Tuesday, 7 May 2013

April 2013 - Popular Music

Bat for Lashes - The Haunted Man
Gomez -  How We Operate
Jars of Clay - Redemption Songs
Roisin Murphy - Ruby Blue

Not a lot of pop music listening this month (the reason for which will be apparent when I complete the post on classical music).  Two of the four albums are 'new'.  Gomez' album was another one of the pop albums I bought last year and put aside (like the Jars of Clay one).  The Bat for Lashes was a genuinely new purchase of an album that only came out last year - the one on the Christmas and birthday shopping list that I didn't receive for Christmas or my birthday, so eventually went out and bought myself.

How We Operate was in fact the first Gomez album I ever heard - or rather some portions of it were the first bits of Gomez music that I heard.  I had come across the name of the band before, but it was a podcast, of all things, that made me more curious in 2006. "Of all things" because the total number of podcasts I've ever listened to can probably still be measured in single digits.

The podcast was from Bob Lefsetz, a person in the American music industry who it seems is somewhat polemical.  The reason I was even listening to any episodes of his podcast had to do with Tori Amos (how surprising), but somehow he got my attention talking about and praising this band that, in his view, had not really played by the usual record company rules. It is perhaps worth noting that How We Operate was their first album after being dropped by a major label.

But I didn't buy the album. The reason I didn't buy it was because a very short time later I was browsing through the local second-hand CD store (which is now, 7 years later, entirely lacking in CDs) and came across a 3-disc set of Gomez' previous three albums.  Issued by their former record company. Nothing guarantees the release of your old material in a cheaper format than leaving the record company. Just ask Radiohead.

I of course took the opportunity to acquire 3 albums from a band I had become interested in at around $20 rather than buy 1 album for that price or more.  But it took a long, long time to really delve into those albums.  The roots of the band are perhaps in blues, but Gomez' music is not entirely straightforward.  More than anything else it is eclectic.  With several singers and songwriters, and also it seems to me an innate musical curiosity, some of their songs can initially sound like they were put together by a slightly mad bird that picked up shiny things in the area.

But the great success of the band is that it works.  The changes of pace and of texture are not, in the end, something totally random.  There is coherent structure behind the aural surprises.  It just took me a while to really grasp this.  Multiply that experience by 3 albums, and the cheap box I found lasted me a long time.

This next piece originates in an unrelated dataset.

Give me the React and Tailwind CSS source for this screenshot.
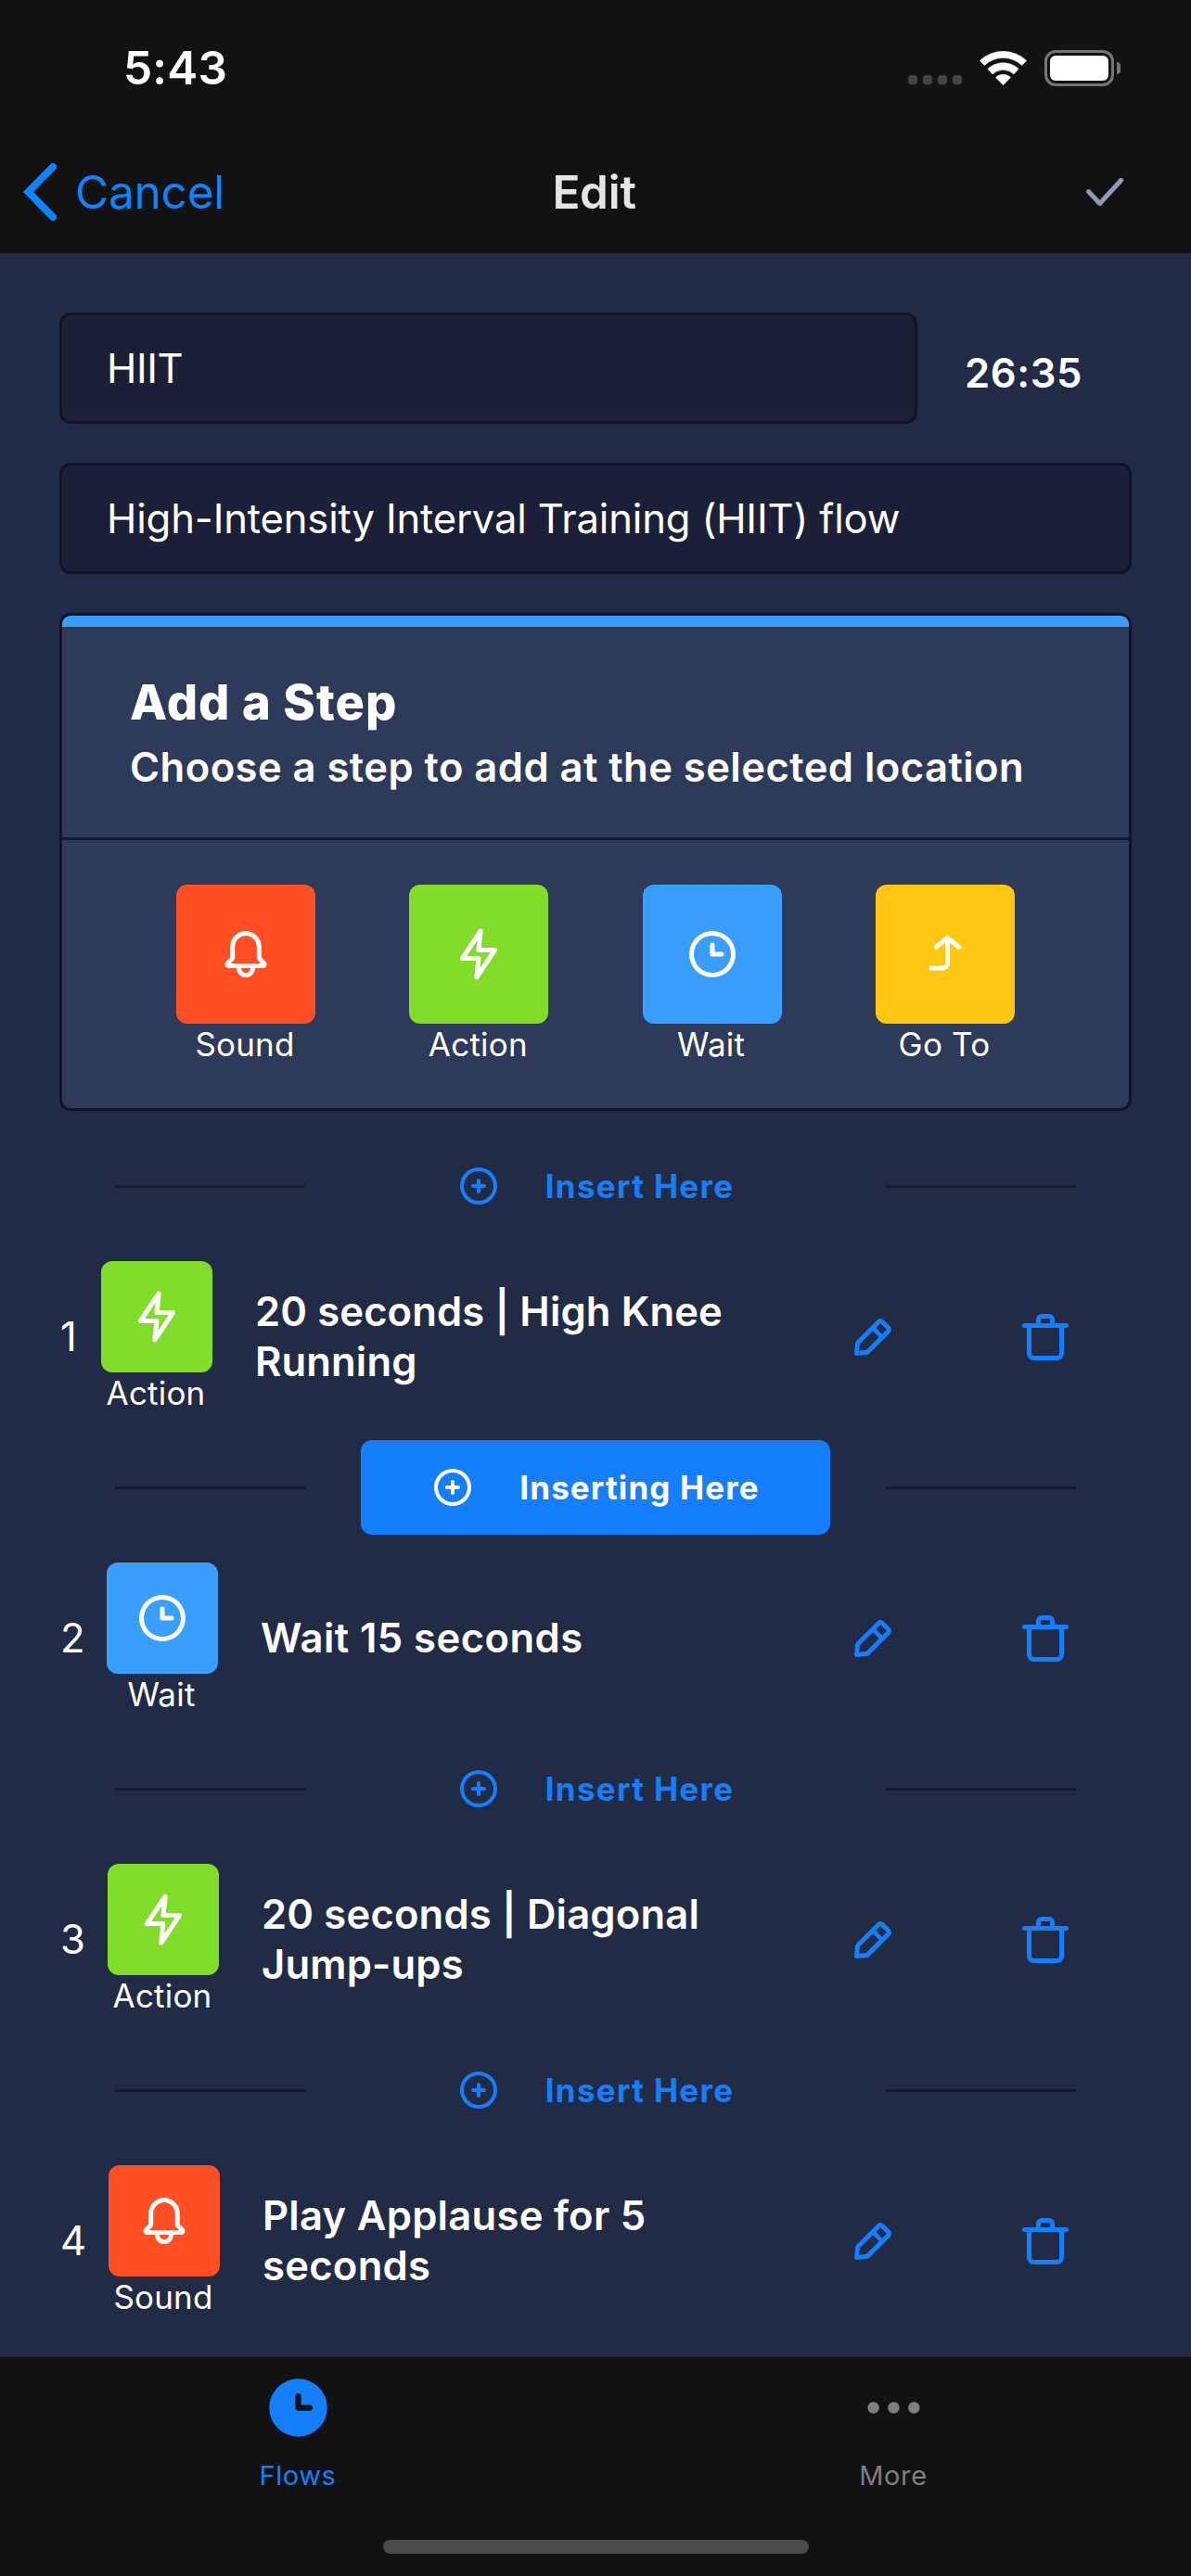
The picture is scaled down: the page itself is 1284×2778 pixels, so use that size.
const ICONS = {
  bell: ["M20.52 15.21l-1.8-1.81V8.94a6.86 6.86 0 0 0-5.82-6.88 6.74 6.74 0 0 0-7.62 6.67v4.67l-1.8 1.81A1.64 1.64 0 0 0 4.64 18H8v.34A3.84 3.84 0 0 0 12 22a3.84 3.84 0 0 0 4-3.66V18h3.36a1.64 1.64 0 0 0 1.16-2.79zM14 18.34A1.88 1.88 0 0 1 12 20a1.88 1.88 0 0 1-2-1.66V18h4zM5.51 16l1.18-1.18a2 2 0 0 0 .59-1.42V8.73A4.73 4.73 0 0 1 8.9 5.17 4.67 4.67 0 0 1 12.64 4a4.86 4.86 0 0 1 4.08 4.9v4.5a2 2 0 0 0 .58 1.42L18.49 16z"],
  flash: ["M11.11 23a1 1 0 0 1-.34-.06 1 1 0 0 1-.65-1.05l.77-7.09H5a1 1 0 0 1-.83-1.56l7.89-11.8a1 1 0 0 1 1.17-.38 1 1 0 0 1 .65 1l-.77 7.14H19a1 1 0 0 1 .83 1.56l-7.89 11.8a1 1 0 0 1-.83.44zM6.87 12.8H12a1 1 0 0 1 .74.33 1 1 0 0 1 .25.78l-.45 4.15 4.59-6.86H12a1 1 0 0 1-1-1.11l.45-4.15z"],
  clock: [
    "M12 2a10 10 0 1 0 10 10A10 10 0 0 0 12 2zm0 18a8 8 0 1 1 8-8 8 8 0 0 1-8 8z",
    "M16 11h-3V8a1 1 0 0 0-2 0v4a1 1 0 0 0 1 1h4a1 1 0 0 0 0-2z",
  ],
  clockSolid: ["M12 2a10 10 0 1 0 10 10A10 10 0 0 0 12 2zm4 11h-4a1 1 0 0 1-1-1V8a1 1 0 0 1 2 0v3h3a1 1 0 0 1 0 2z"],
  goTo: ["M18.62 8.22l-5-4a1 1 0 0 0-1.24 0l-5 4a1 1 0 0 0 1.24 1.56L12 7.08V16a1 1 0 0 1-1 1H6a1 1 0 0 0 0 2h5a3 3 0 0 0 3-3V7.08l3.38 2.7A1 1 0 0 0 18 10a1 1 0 0 0 .78-.38 1 1 0 0 0-.16-1.4z"],
  plus: [
    "M12 2a10 10 0 1 0 10 10A10 10 0 0 0 12 2zm0 18a8 8 0 1 1 8-8 8 8 0 0 1-8 8z",
    "M15 11h-2V9a1 1 0 0 0-2 0v2H9a1 1 0 0 0 0 2h2v2a1 1 0 0 0 2 0v-2h2a1 1 0 0 0 0-2z",
  ],
  pencil: ["M19.4 7.34L16.66 4.6A2 2 0 0 0 14 4.53l-9 9a2 2 0 0 0-.57 1.21L4 18.91a1 1 0 0 0 .29.8A1 1 0 0 0 5 20h.09l4.17-.38a2 2 0 0 0 1.21-.57l9-9a1.92 1.92 0 0 0-.07-2.71zM9.08 17.62l-3 .28.27-3L12 9.32l2.7 2.7zM16 10.68L13.32 8l1.95-2L18 8.73z"],
  trash: ["M21 6h-5V4.33A2.42 2.42 0 0 0 13.5 2h-3A2.42 2.42 0 0 0 8 4.33V6H3a1 1 0 0 0 0 2h1v11a3 3 0 0 0 3 3h10a3 3 0 0 0 3-3V8h1a1 1 0 0 0 0-2zM10 4.33c0-.16.21-.33.5-.33h3c.29 0 .5.17.5.33V6h-4zM18 19a1 1 0 0 1-1 1H7a1 1 0 0 1-1-1V8h12z"],
  check: ["M9.86 18a1 1 0 0 1-.73-.32l-4.86-5.17a1 1 0 1 1 1.46-1.37l4.12 4.39 8.41-9.2a1 1 0 1 1 1.48 1.34l-9.14 10a1 1 0 0 1-.73.33z"],
  more: [
    "M10 12a2 2 0 1 0 4 0a2 2 0 1 0-4 0z",
    "M17 12a2 2 0 1 0 4 0a2 2 0 1 0-4 0z",
    "M3 12a2 2 0 1 0 4 0a2 2 0 1 0-4 0z",
  ],
};

function Icon({ name, className }) {
  return (
    <svg viewBox="0 0 24 24" fill="currentColor" className={`shrink-0 ${className}`} aria-hidden="true">
      {ICONS[name].map((d) => (
        <path key={d} d={d} />
      ))}
    </svg>
  );
}

const KINDS = {
  sound: { label: "Sound", icon: "bell", bg: "bg-[#ff4f24]" },
  action: { label: "Action", icon: "flash", bg: "bg-[#82dd2b]" },
  wait: { label: "Wait", icon: "clock", bg: "bg-[#3a9eff]" },
  goTo: { label: "Go To", icon: "goTo", bg: "bg-[#ffc614]" },
};

const STEPS = [
  { kind: "action", title: "20 seconds | High Knee Running", numberWidth: "w-[44px]", spacing: "tracking-[0.1px]" },
  { kind: "wait", title: "Wait 15 seconds", numberWidth: "w-[50px]", spacing: "tracking-[0.42px]", selected: true },
  { kind: "action", title: "20 seconds | Diagonal Jump-ups", numberWidth: "w-[51px]", spacing: "tracking-[0.15px]" },
  { kind: "sound", title: "Play Applause for 5 seconds", numberWidth: "w-[52px]", spacing: "tracking-[0.25px]" },
];

function Tile({ kind, size }) {
  const { label, icon, bg } = KINDS[kind];
  return (
    <div className="flex shrink-0 flex-col items-center">
      <div className={`flex items-center justify-center rounded-xl ${size} ${bg}`}>
        <Icon name={icon} className="size-[60px]" />
      </div>
      <div className="h-[43px] pr-[2px] text-[35px] leading-[45px] tracking-[0.2px]">{label}</div>
    </div>
  );
}

function StatusBar() {
  return (
    <div className="flex h-[146px] items-center justify-between pr-[76px] pl-[133px]">
      <div className="text-[49.5px] font-semibold tracking-[0.2px]">5:43</div>
      <div className="flex items-center">
        <div className="mt-[26px] flex gap-[5.5px]">
          {[0, 1, 2, 3].map((n) => (
            <div key={n} className="size-[10.5px] rounded-[3.5px] bg-[#444444]" />
          ))}
        </div>
        <svg viewBox="0 0 51 37" className="ml-[19px] h-[37px] w-[51px]" fill="#fff" stroke="#fff" strokeWidth="0.6" strokeLinejoin="round">
          <path d="M0.4 10.3A36.7 36.7 0 0 1 50.6 10.3L45.7 15.4A29.4 29.4 0 0 0 5.3 15.4Z" />
          <path d="M8.9 19.3A24.3 24.3 0 0 1 42.1 19.3L36.9 24.9A16.6 16.6 0 0 0 14.1 24.9Z" />
          <path d="M17.5 28.5A11.7 11.7 0 0 1 33.5 28.5L25.5 36.7Z" />
        </svg>
        <div className="ml-[19px] flex h-[39px] w-[75px] rounded-[12px] border-3 border-[#757575] p-[3px]">
          <div className="flex-1 rounded-[6px] bg-white" />
        </div>
        <div className="ml-[3px] h-[13px] w-[4px] rounded-r-full bg-[#757575]" />
      </div>
    </div>
  );
}

function NavBar() {
  return (
    <div className="grid h-[122px] grid-cols-3 items-center pr-[63px] pl-[25px]">
      <div className="flex items-center gap-5 text-[49.5px] tracking-[-0.2px] text-[#0a84ff]">
        <svg viewBox="0 0 36 62" className="h-[62px] w-[36px]" fill="none" stroke="currentColor" strokeWidth="8" strokeLinecap="round" strokeLinejoin="miter">
          <path d="M32 4L5.6 31L32 58" />
        </svg>
        <span className="pt-px">Cancel</span>
      </div>
      <div className="pl-[35px] text-center text-[49.5px] font-semibold tracking-[-0.27px] text-[#e5e5e7]">Edit</div>
      <Icon name="check" className="size-[60px] justify-self-end text-[#8f9bb3]" />
    </div>
  );
}

function InsertRow({ selected }) {
  return (
    <div className="flex h-[102px] items-center justify-between pr-[124px] pl-[124px]">
      <div className="h-[3px] w-[205px] bg-[#151a30]" />
      <div
        className={`flex h-full w-[506px] items-center justify-center gap-[48px] rounded-xl pr-px text-[35px] font-bold ${
          selected ? "bg-[#157efb] tracking-[1.12px] text-white" : "tracking-[1.3px] text-[#157efb]"
        }`}
      >
        <Icon name="plus" className="size-[48px]" />
        <span>{selected ? "Inserting Here" : "Insert Here"}</span>
      </div>
      <div className="h-[3px] w-[205px] bg-[#151a30]" />
    </div>
  );
}

function StepRow({ index, kind, title, numberWidth, spacing }) {
  return (
    <div className="flex h-[223px] items-center pr-[127px] pl-[65px]">
      <div className={`shrink-0 text-[43.6px] ${numberWidth}`}>{index}</div>
      <Tile kind={kind} size="size-[120px]" />
      <div className={`ml-[46px] w-[560px] text-[43.6px] leading-[54px] font-semibold ${spacing}`}>{title}</div>
      <div className="ml-auto flex gap-[126px] text-[#157efb]">
        <Icon name="pencil" className="size-[60px]" />
        <Icon name="trash" className="size-[60px]" />
      </div>
    </div>
  );
}

function Tab({ icon, label, color }) {
  return (
    <div className={`flex flex-col items-center ${color}`}>
      <Icon name={icon} className="size-[75px]" />
      <div className="mt-[18px] text-[29px] leading-9 tracking-[0.6px]">{label}</div>
    </div>
  );
}

export default function App() {
  return (
    <div className="flex h-[2778px] w-[1284px] flex-col overflow-hidden bg-[#222b45] font-[Inter,sans-serif] text-white">
      <header className="h-[274px] shrink-0 border-b border-[#272729] bg-[#121212]">
        <StatusBar />
        <NavBar />
      </header>

      <main className="min-h-0 flex-1 overflow-hidden pt-[63px]">
        <div className="flex items-center pl-16">
          <div className="flex h-[120px] w-[925px] items-center rounded-xl border-3 border-[#101426] bg-[#1b2038] pt-px pl-[48px] text-[43.6px] tracking-[-0.4px]">
            HIIT
          </div>
          <div className="mt-[12px] ml-[51px] text-[43.6px] font-semibold tracking-[0.6px]">26:35</div>
        </div>
        <div className="mx-16 mt-[42px] flex h-[120px] items-center rounded-xl border-3 border-[#101426] bg-[#1b2038] pt-px pl-[48px] text-[43.6px] tracking-[-0.17px]">
          High-Intensity Interval Training (HIIT) flow
        </div>

        <section className="mx-16 mt-[42px] h-[537px] overflow-hidden rounded-xl border-3 border-[#101426] bg-[#2e3a59]">
          <div className="h-3 bg-[#3a9eff]" />
          <div className="h-[230px] border-b-3 border-[#151a30] px-[73px] pt-[45px]">
            <h1 className="text-[52.4px] leading-[72px] font-extrabold tracking-[1.03px]">Add a Step</h1>
            <p className="text-[43.6px] leading-[69px] font-semibold tracking-[0.43px]">
              Choose a step to add at the selected location
            </p>
          </div>
          <div className="flex justify-between px-[123px] pt-12">
            <Tile kind="sound" size="size-[150px]" />
            <Tile kind="action" size="size-[150px]" />
            <Tile kind="wait" size="size-[150px]" />
            <Tile kind="goTo" size="size-[150px]" />
          </div>
        </section>

        <div className="mt-[30px]">
          {STEPS.map((step, i) => (
            <div key={step.title}>
              <InsertRow selected={step.selected} />
              <StepRow index={i + 1} {...step} />
            </div>
          ))}
        </div>
      </main>

      <footer className="flex h-[237px] shrink-0 flex-col items-center border-t border-[#272729] bg-[#121212] pt-[17px]">
        <div className="grid w-full grid-cols-2">
          <Tab icon="clockSolid" label="Flows" color="text-[#157efb]" />
          <Tab icon="more" label="More" color="text-[#7f7f7f]" />
        </div>
        <div className="mt-[51px] h-[15px] w-[459px] rounded-full bg-[#4b4b4b]" />
      </footer>
    </div>
  );
}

It wasn't until 2011 that I went back and bought Gomez' first album Bring It On, which brought them critical acclaim but which to me (as I've previously mentioned in this blog) lacks some of the controlled skill of the following albums.  And now, finally, I am back at album number 5.  The band itself has progressed to album number 7 in the meantime.

How We Operate is clearly mellower than what went before it.  Reactions to this appear to have varied enormously.  Those that want a band to stay young and brash and vibrant forevermore seem to have moaned that Gomez had started to 'lose it' by now.  I suffer no such desire. I'm not even sure I suffered that kind of desire back when I was a teenager.  Perhaps this is what a classical music education does to you. You realise that music doesn't have to be young and hip and fresh to be good.

I think that How We Operate is good. Frankly it's a bit too early to tell. The whole point with Gomez is that it takes a long time to peel back the layers, and I don't think I'm nearly familiar enough with the album yet to work out how it will stand up to the other albums in the long term.  But I suspect I will enjoy finding out.

So why am I writing this enormous long post about an album I'm not prepared to comment on much?

Because I only listened to 4 pop albums this month. That's why...

...and also, because I've lived with the idea of this album, sitting quietly in the back of my head, for almost 7 years. That's quite a while to be mentally in future possession of an album before finally acquiring and listening to it.  Actually hearing it is a significant marker in my musical journey.